Balzac che ne beve 50 tazze al giorno, diventa talmente dipendente al punto di scrivere un trattato sul caffè come appendice a un’edizione della “Fisiologia del gusto” del gastronomo Brillat-Savarin. Sempre a proposito del caffè, Balzac scrive: “I ricordi arrivano a passo di carica e insegne spiegate; la cavalleria leggera del paragone parte al galoppo; l’artiglieria della logica accorre con treni e carrozze; lo spirito arriva in gran tiro; le figure si alzano e la carta si copre d’inchiostro”.
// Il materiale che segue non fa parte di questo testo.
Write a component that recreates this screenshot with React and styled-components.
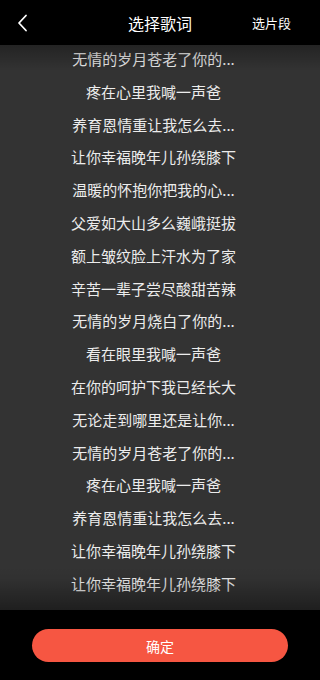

Giuseppe Verdi lo definisce balsamo per il cuore e per lo spirito, quando nel XIX secolo è ormai diffuso in tutta Europa. Oggi è la bevanda più bevuta al mondo dopo l’acqua, ma non è il Belpaese il primo consumatore dato che in media consumiamo 5,9 kg a persona all’anno. Sono i finlandesi in cima alla classifica, consumando 12 kg di caffè ciascuno.

È vero però che per noi italiani è il vero protagonista della colazione, ma non solo, è infatti consuetudine berlo anche dopo pranzo e in misura minore dopo cena. Si tratta di un vero rito, anzi di più: è un vero e proprio collante sociale. Il caffè diventa una scusa per incontrarsi, per stare assieme. È un fedele compagno nei momenti difficili, ci tira su quando siamo giù, ci aiuta a concentrarci e ad affrontare anche le giornate più complicate, come i lunedì.

Il gusto è amaro ma ha un cuore dolce, pensiamo infatti all’istituzione tutta italiana del ‘caffè sospeso’. A Napoli, agli inizi del XX secolo, in un periodo di ristrettezze economiche, chi poteva permetterselo, quando beveva un caffè al bar ne pagava due, lasciando così un caffè “sospeso” già pagato per i più poveri.

Il caffè è un trasformista infatti non è veramente color caffè fino a quando i semi verdi non vengono tostati diventando color “manto di monaco”. A proposito di tostatura, quest’ultima è infatti importantissima perché incide molto sul gusto finale del caffè.

E ricordate: quando siete al bar, il bicchiere d’acqua che accompagna la tazzina va bevuto prima in modo da pulire la bocca e assaporare al meglio tutte le note aromatiche. Una volta finito potete anche dilettarvi nella caffeomanzia, l’arte di leggere i fondi del caffè.